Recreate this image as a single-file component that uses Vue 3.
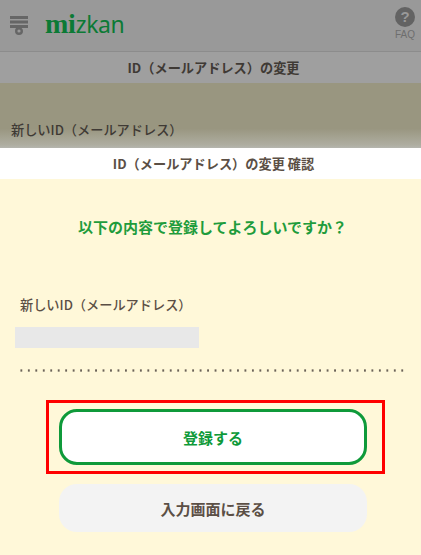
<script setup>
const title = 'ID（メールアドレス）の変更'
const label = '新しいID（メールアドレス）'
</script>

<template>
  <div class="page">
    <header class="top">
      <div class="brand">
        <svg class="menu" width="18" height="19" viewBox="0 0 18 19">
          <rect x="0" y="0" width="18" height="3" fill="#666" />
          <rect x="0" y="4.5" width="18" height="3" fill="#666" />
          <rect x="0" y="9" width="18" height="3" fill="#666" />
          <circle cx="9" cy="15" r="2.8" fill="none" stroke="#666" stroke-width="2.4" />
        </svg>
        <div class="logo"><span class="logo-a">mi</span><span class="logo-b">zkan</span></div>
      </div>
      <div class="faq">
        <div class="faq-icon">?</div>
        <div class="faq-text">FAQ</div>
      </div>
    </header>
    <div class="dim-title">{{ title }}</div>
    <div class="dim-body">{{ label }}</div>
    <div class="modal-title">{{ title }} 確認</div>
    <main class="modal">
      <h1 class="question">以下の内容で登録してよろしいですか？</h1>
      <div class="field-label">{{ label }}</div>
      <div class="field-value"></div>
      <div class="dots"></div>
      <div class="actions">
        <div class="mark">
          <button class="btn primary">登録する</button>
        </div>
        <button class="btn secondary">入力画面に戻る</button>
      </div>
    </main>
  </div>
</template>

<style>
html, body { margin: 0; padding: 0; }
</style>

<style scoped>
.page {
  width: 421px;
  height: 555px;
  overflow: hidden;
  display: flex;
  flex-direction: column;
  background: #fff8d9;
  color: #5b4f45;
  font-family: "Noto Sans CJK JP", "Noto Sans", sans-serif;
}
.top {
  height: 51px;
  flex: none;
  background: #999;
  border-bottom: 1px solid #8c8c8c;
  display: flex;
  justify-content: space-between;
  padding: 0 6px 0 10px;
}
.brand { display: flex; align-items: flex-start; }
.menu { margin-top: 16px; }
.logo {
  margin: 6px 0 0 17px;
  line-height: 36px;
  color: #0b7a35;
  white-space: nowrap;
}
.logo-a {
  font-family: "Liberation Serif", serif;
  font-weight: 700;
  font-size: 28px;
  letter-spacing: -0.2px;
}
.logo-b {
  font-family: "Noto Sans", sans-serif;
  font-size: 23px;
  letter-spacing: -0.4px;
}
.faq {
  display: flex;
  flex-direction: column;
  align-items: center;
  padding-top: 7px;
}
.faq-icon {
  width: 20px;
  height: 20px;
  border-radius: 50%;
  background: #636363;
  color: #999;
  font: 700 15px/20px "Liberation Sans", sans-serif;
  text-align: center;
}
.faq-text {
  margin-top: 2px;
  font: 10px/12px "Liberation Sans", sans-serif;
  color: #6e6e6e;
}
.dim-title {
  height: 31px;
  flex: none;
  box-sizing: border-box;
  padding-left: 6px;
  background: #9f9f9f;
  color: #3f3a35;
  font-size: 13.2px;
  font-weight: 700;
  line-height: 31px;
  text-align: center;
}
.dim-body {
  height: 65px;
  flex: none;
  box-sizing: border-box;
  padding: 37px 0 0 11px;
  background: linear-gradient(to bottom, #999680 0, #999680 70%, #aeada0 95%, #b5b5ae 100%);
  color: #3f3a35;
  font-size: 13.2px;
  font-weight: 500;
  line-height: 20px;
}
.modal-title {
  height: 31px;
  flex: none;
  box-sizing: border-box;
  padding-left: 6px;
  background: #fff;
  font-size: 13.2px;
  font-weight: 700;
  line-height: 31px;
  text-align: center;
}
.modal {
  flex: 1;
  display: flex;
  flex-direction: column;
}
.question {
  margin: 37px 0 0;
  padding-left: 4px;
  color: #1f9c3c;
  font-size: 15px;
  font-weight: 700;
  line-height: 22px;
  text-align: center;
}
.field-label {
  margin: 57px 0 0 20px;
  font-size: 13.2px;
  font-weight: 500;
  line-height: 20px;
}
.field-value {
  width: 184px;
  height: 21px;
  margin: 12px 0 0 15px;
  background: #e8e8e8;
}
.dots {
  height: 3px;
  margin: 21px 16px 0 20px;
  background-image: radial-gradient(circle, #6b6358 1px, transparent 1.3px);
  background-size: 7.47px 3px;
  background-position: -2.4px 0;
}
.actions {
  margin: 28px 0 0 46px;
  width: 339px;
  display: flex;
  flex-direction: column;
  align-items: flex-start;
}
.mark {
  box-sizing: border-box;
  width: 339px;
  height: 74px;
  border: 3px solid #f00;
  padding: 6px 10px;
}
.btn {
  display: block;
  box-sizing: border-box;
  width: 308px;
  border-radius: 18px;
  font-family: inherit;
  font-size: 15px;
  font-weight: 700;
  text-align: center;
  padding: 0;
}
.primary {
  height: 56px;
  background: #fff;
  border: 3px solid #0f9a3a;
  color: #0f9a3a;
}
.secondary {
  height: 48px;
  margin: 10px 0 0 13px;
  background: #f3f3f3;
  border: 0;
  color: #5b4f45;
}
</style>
-=-=-
Return the whole listing, word for word, and leave out every picture.

(Exercise solution)
Recreate this image as a single-file component that uses Vue 3.
<script setup>
const title = 'ID（メールアドレス）の変更'
const label = '新しいID（メールアドレス）'
</script>

<template>
  <div class="page">
    <header class="top">
      <div class="brand">
        <svg class="menu" width="18" height="19" viewBox="0 0 18 19">
          <rect x="0" y="0" width="18" height="3" fill="#666" />
          <rect x="0" y="4.5" width="18" height="3" fill="#666" />
          <rect x="0" y="9" width="18" height="3" fill="#666" />
          <circle cx="9" cy="15" r="2.8" fill="none" stroke="#666" stroke-width="2.4" />
        </svg>
        <div class="logo"><span class="logo-a">mi</span><span class="logo-b">zkan</span></div>
      </div>
      <div class="faq">
        <div class="faq-icon">?</div>
        <div class="faq-text">FAQ</div>
      </div>
    </header>
    <div class="dim-title">{{ title }}</div>
    <div class="dim-body">{{ label }}</div>
    <div class="modal-title">{{ title }} 確認</div>
    <main class="modal">
      <h1 class="question">以下の内容で登録してよろしいですか？</h1>
      <div class="field-label">{{ label }}</div>
      <div class="field-value"></div>
      <div class="dots"></div>
      <div class="actions">
        <div class="mark">
          <button class="btn primary">登録する</button>
        </div>
        <button class="btn secondary">入力画面に戻る</button>
      </div>
    </main>
  </div>
</template>

<style>
html, body { margin: 0; padding: 0; }
</style>

<style scoped>
.page {
  width: 421px;
  height: 555px;
  overflow: hidden;
  display: flex;
  flex-direction: column;
  background: #fff8d9;
  color: #5b4f45;
  font-family: "Noto Sans CJK JP", "Noto Sans", sans-serif;
}
.top {
  height: 51px;
  flex: none;
  background: #999;
  border-bottom: 1px solid #8c8c8c;
  display: flex;
  justify-content: space-between;
  padding: 0 6px 0 10px;
}
.brand { display: flex; align-items: flex-start; }
.menu { margin-top: 16px; }
.logo {
  margin: 6px 0 0 17px;
  line-height: 36px;
  color: #0b7a35;
  white-space: nowrap;
}
.logo-a {
  font-family: "Liberation Serif", serif;
  font-weight: 700;
  font-size: 28px;
  letter-spacing: -0.2px;
}
.logo-b {
  font-family: "Noto Sans", sans-serif;
  font-size: 23px;
  letter-spacing: -0.4px;
}
.faq {
  display: flex;
  flex-direction: column;
  align-items: center;
  padding-top: 7px;
}
.faq-icon {
  width: 20px;
  height: 20px;
  border-radius: 50%;
  background: #636363;
  color: #999;
  font: 700 15px/20px "Liberation Sans", sans-serif;
  text-align: center;
}
.faq-text {
  margin-top: 2px;
  font: 10px/12px "Liberation Sans", sans-serif;
  color: #6e6e6e;
}
.dim-title {
  height: 31px;
  flex: none;
  box-sizing: border-box;
  padding-left: 6px;
  background: #9f9f9f;
  color: #3f3a35;
  font-size: 13.2px;
  font-weight: 700;
  line-height: 31px;
  text-align: center;
}
.dim-body {
  height: 65px;
  flex: none;
  box-sizing: border-box;
  padding: 37px 0 0 11px;
  background: linear-gradient(to bottom, #999680 0, #999680 70%, #aeada0 95%, #b5b5ae 100%);
  color: #3f3a35;
  font-size: 13.2px;
  font-weight: 500;
  line-height: 20px;
}
.modal-title {
  height: 31px;
  flex: none;
  box-sizing: border-box;
  padding-left: 6px;
  background: #fff;
  font-size: 13.2px;
  font-weight: 700;
  line-height: 31px;
  text-align: center;
}
.modal {
  flex: 1;
  display: flex;
  flex-direction: column;
}
.question {
  margin: 37px 0 0;
  padding-left: 4px;
  color: #1f9c3c;
  font-size: 15px;
  font-weight: 700;
  line-height: 22px;
  text-align: center;
}
.field-label {
  margin: 57px 0 0 20px;
  font-size: 13.2px;
  font-weight: 500;
  line-height: 20px;
}
.field-value {
  width: 184px;
  height: 21px;
  margin: 12px 0 0 15px;
  background: #e8e8e8;
}
.dots {
  height: 3px;
  margin: 21px 16px 0 20px;
  background-image: radial-gradient(circle, #6b6358 1px, transparent 1.3px);
  background-size: 7.47px 3px;
  background-position: -2.4px 0;
}
.actions {
  margin: 28px 0 0 46px;
  width: 339px;
  display: flex;
  flex-direction: column;
  align-items: flex-start;
}
.mark {
  box-sizing: border-box;
  width: 339px;
  height: 74px;
  border: 3px solid #f00;
  padding: 6px 10px;
}
.btn {
  display: block;
  box-sizing: border-box;
  width: 308px;
  border-radius: 18px;
  font-family: inherit;
  font-size: 15px;
  font-weight: 700;
  text-align: center;
  padding: 0;
}
.primary {
  height: 56px;
  background: #fff;
  border: 3px solid #0f9a3a;
  color: #0f9a3a;
}
.secondary {
  height: 48px;
  margin: 10px 0 0 13px;
  background: #f3f3f3;
  border: 0;
  color: #5b4f45;
}
</style>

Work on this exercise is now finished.